Я отцовской стезей не пойду,
Старине я остануся верен.
Петербурху не быть,
Не мечтай, государь,
В Ярославль уйду жить,
Как и жили мы встарь.
Будем жить в великом покое!
И увидим опять,
В блеске дивных огней,
Нашу церковь соборную радостной,
Разольется по всей по Руси
Звон великий и сладостный!
Мы вернем благочинье, вернем,
Благолепие будет чудесное!
И услышим опять по церквам на Руси
Православное пенье небесное!
Не могу выносить я порядков отца!
Омерзело мне всё! Ненавижу его!

(Булгаков М. Дневник. Письма. 1914—1940. Сост. В.И. Лосев. М., 1997. С. 441)

В прозе ту же самую присягу на верность поруганной дореволюционной старине Булгаков дал в своем письме Сталину в 1930 г.

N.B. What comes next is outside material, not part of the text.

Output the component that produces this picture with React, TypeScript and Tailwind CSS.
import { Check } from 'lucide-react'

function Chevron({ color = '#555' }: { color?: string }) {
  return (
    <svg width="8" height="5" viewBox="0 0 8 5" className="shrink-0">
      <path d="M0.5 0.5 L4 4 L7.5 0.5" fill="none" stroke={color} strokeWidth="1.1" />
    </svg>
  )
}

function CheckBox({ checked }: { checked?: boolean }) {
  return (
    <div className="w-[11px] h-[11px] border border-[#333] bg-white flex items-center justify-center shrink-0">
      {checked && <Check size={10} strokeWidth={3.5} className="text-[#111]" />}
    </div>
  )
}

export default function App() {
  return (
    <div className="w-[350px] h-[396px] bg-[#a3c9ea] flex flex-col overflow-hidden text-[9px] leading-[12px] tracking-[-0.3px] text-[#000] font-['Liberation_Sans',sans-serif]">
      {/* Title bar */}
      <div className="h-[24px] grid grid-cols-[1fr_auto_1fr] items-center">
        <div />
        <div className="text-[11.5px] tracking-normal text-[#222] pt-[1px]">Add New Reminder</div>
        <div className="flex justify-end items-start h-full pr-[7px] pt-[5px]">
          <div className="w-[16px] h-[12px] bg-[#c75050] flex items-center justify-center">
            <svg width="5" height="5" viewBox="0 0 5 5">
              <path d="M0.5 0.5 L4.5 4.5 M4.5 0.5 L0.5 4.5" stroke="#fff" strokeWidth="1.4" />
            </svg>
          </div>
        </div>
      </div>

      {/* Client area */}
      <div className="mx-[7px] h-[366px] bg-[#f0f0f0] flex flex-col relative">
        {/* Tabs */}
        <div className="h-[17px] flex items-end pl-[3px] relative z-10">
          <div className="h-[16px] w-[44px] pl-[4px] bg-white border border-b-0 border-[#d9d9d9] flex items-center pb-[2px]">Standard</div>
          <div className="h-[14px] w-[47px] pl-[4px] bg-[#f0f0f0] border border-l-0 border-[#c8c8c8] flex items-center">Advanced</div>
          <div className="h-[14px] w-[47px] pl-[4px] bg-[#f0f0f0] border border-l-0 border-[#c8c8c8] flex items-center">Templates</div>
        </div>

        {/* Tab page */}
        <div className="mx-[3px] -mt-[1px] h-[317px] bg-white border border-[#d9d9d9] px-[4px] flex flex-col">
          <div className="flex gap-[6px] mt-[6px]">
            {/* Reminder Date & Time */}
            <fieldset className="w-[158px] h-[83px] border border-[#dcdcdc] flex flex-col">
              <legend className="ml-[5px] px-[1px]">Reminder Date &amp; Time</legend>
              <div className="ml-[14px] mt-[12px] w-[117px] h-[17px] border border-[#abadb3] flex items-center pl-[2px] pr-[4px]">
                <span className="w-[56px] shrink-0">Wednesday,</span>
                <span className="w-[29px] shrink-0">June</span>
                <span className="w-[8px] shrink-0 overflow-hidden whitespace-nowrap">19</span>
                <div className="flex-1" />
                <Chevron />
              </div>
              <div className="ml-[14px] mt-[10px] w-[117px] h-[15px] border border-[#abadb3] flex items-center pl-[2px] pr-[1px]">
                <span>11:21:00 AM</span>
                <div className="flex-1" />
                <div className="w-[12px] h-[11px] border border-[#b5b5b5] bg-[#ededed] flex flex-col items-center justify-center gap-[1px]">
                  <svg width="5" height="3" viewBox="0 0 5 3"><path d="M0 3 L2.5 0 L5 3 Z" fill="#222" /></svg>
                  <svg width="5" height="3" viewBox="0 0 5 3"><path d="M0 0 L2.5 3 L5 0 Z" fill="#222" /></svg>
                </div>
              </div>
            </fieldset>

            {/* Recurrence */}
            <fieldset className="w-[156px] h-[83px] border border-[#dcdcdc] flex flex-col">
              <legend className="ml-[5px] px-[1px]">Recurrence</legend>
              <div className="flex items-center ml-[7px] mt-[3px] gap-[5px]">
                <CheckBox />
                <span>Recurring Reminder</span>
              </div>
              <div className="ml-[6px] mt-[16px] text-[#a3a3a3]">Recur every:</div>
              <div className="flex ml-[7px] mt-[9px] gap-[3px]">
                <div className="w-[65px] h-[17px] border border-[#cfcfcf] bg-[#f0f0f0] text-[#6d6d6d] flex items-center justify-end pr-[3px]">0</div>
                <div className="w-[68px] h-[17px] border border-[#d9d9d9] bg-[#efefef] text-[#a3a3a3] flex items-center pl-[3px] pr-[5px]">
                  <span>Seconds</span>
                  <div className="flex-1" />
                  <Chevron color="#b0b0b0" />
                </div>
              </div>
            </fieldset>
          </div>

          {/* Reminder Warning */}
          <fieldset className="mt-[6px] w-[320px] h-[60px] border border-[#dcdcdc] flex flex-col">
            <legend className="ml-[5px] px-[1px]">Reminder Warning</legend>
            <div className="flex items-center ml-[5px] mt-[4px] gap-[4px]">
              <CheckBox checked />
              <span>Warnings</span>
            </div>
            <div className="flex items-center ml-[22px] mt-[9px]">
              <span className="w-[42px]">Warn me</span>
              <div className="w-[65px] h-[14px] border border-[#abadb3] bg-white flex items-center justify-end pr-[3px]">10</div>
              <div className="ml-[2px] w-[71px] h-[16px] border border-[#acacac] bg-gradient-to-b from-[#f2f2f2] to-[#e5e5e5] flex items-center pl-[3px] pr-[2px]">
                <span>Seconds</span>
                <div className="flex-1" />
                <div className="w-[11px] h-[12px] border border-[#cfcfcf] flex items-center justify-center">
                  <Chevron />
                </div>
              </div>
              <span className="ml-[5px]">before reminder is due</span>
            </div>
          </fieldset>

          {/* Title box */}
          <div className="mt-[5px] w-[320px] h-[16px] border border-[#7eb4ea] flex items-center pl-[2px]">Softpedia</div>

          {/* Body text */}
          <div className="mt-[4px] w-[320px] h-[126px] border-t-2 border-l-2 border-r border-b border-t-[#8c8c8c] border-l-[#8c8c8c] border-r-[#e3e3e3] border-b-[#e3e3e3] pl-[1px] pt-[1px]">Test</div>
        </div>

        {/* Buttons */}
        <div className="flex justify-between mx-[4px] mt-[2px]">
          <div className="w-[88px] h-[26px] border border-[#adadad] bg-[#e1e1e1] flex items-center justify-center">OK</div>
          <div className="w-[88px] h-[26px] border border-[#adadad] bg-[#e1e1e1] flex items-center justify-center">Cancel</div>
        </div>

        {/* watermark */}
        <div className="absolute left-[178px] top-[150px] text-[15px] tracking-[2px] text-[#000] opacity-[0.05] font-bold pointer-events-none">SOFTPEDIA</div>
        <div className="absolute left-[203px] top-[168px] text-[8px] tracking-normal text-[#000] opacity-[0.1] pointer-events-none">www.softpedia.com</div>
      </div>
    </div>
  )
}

2. Булгаков М. Собрание сочинений в 8 томах. Т. 8. Жизнеописание в документах. СПб., 2002. С. 714. Другая версия: «В конце жизни Михаил Афанасьевич ослеп и лишился речи. Объяснялся он жестами, которые понимала лишь Елена Сергеевна, его жена. Однажды он сделал жест, что чего-то хочет. — Лимонного соку? — Отрицательный жест. — Твои работы? — Нет. — Елена Сергеевна догадалась: — "Мастера и Маргариту"? — И человек, утративший речь, огромным усилием воли произнес два слова: "Пусть знают". Записано мною со слов Елены Сергеевны Булгаковой 15 ноября 1969 года в Москве» (Е.М. Три сновидения Ивана // Вестник РХД. Париж, 1976. № 3—4. С. 230).

3. См.: Булгаков М. Собрание сочинений в 8 томах. Т. 8. Жизнеописание в документах. СПб., 2002. С. 195. Кстати: «Произведя анализ моих альбомов вырезок, я обнаружил в прессе СССР за десять лет моей литературной работы 301 отзыв обо мне. Из них: похвальных — было 3, враждебно-ругательных — 298» (Булгаков М. Письмо к Правительству СССР).

4. Лосев В.И. Комментарии // Булгаков М.А. Собрание сочинений в 8 томах. Т. 2. Белая гвардия. Гражданская война в России. СПб., 2002. С. 739—740.

5. Неизвестный Булгаков. М., 1993. С. 410.

6. См.: Чудакова М. Жизнеописание М.А. Булгакова. М., 1988. С. 592.

7. Там же. С. 593.

8. Правительству СССР. Письмо от 28 марта 1930 г. // Булгаков М. Дневник. Письма. 1914—1940. Сост. В.И. Лосев. М., 1997. С. 227.

9. Белозерская-Булгакова Л.Е. Воспоминания. М., 1990. С. 182—184.

10. Мартинисты — одна из ветвей масонства.